The top-voted individual papers were:

Paper #votes
P0707 reflection & metaclasses 89
P0709 error handling, static EH 85
P1371 pattern matching 71
P1240 reflection 40
P0323 error handling, std::expected 24
P1767 package mgmt 23
P1485 coroutine keywords 23
P1750 std::process 22
P1717 compile-time programming 22
? no specific paper (a catchall when the response was useful and fit in a category, but didn’t include a specific paper number) 22
P1629 Unicode 20
P1031 low level file I/O 19
P1040 compile-time data embed 19
P0645 text formatting 16
P1729 text formatting 15

Finally, disclaimers:

  • Experimental: This was advertised as an experiment. The results may not be representative. However, as I mentioned already, the top-voted topic areas correlate well with the results from the 2019 global C++ developer survey open-ended write-in questions for ‘if you could change one thing about C++’ and ‘any other feedback.’
  • Bias: I posted the poll on my personal blog, which could bias results in favor of my proposals. In fact, the two top-voted individual proposals were my own papers on reflection and lightweight exceptions. But even if you remove those two, their topics are still in the top-voted categories of interest because there was strong voting in favor of “reflection” and “efficient exception/error handling” papers that were not written by me (e.g., the #4 and #5 papers were reflection and error handling papers that I didn’t write). Also, the post was Reddit’ed and it looks like most of the responses came via that. (Besides, happily/sadly, many of you who follow my blog freely disagree and argue with me so this isn’t just an echo chamber, and I also had a number of other papers that got fewer votes or none so you weren’t just upvoting my papers.)

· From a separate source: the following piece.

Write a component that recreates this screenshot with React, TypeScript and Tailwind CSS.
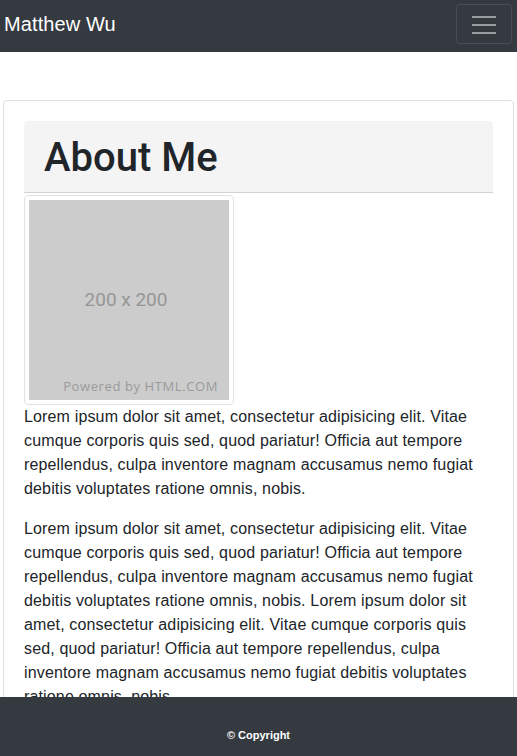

Again, thank you very much to everyone who responded for your time and interest. I hope you find these results likewise interesting, and I’ve shared them with the committee as well.

I think this survey was a successful experiment. We’ll keep reading the data, especially the verbatims on how you would use the features you requested. But I think it’s fair that we can say already that, if nothing else, we now have some confirmation that the part of the community that responded supports the basic goals of P0592 so that paper is more than just the opinion of the author (who isn’t me)… that paper recommends that in the C++23 timeframe we focus our efforts on coroutines, executors, networking, reflection, and pattern matching. There’s a good correlation between that list and your “most-wanted papers’ topics” list above. That’s useful to learn, and we’ll look to learn more from your responses; thank you again.

6 thoughts on “Survey results: Your “top five” ISO C++ feature proposals

  1. Interesting results: I would like to see them organised by Language and Library – perhaps using two colours for the bars as appropriate.

  2. @Robert: Nicely said, thanks. To be clear, the “/sadly” was intended to be humor, I’m glad this is not an echo chamber. Even when the manner in which the feedback is presented is snarky (noise), it’s usually useful to try to filter that out where possible to listen to the substance (signal), because that helps reduce blind spots and going too far down dead-end alleys.

  3. Indeed, the results are incredibly biased, in favor of:

    * Your own proposals.
    * Your own interests.
    * Proposals made recently or which have gone through part of the adoption pipeline.

    On a personal level, my top five “proposals” in the general sense would include:

    * restrict … N3635 for example
    * Unified call syntax + classes define namespaces with their own names + method impls are functions in their class namespace which implicitly take this (but subject to public/private/protected and vtables for virtual access).
    * Operator Dot
    * Run-time reflection (well beyond RTTI obviously)
    * Run-time JITing facilities (and not only for the executing platform as the target)

    And some library stuff:

    * spans of bits
    * templated integer types. This is super easy and trivial, and for the life of I can’t understand why it wasn’t in C++98 or C++03 already.

  4. I think it is important to note that Contracts, which is a big feature, had already been accepted into C++20 when this survey was posted. The decision to defer it to a later standard was made quite late when most people had probably already answered. The results of this survey should therefore not be used to judge how much support there is for this feature.

  5. > Besides, happily/sadly, many of you who follow my blog freely disagree and argue with me so this isn’t just an echo chamber

    I believe it’s only because everybody cares about C++ and wants it to be better.

    A relevant blog post on stackoverlfow (long read): https://stackoverflow.blog/2019/07/18/building-community-inclusivity-stack-overflow/

    > That was when something became crystal clear: my coworkers hadn’t become monsters, they were still the kind and caring people I thought they were. The monster in this case is not one person, it was created when lots of people, even with great intentions, publicly disagreed with you at the same time. Even kind feedback can come off as caustic and mean when there is a mob of people behind it. No matter how nicely they say it, when a large group of people you really respect publicly challenge something you’ve done it can feel like a personal attack.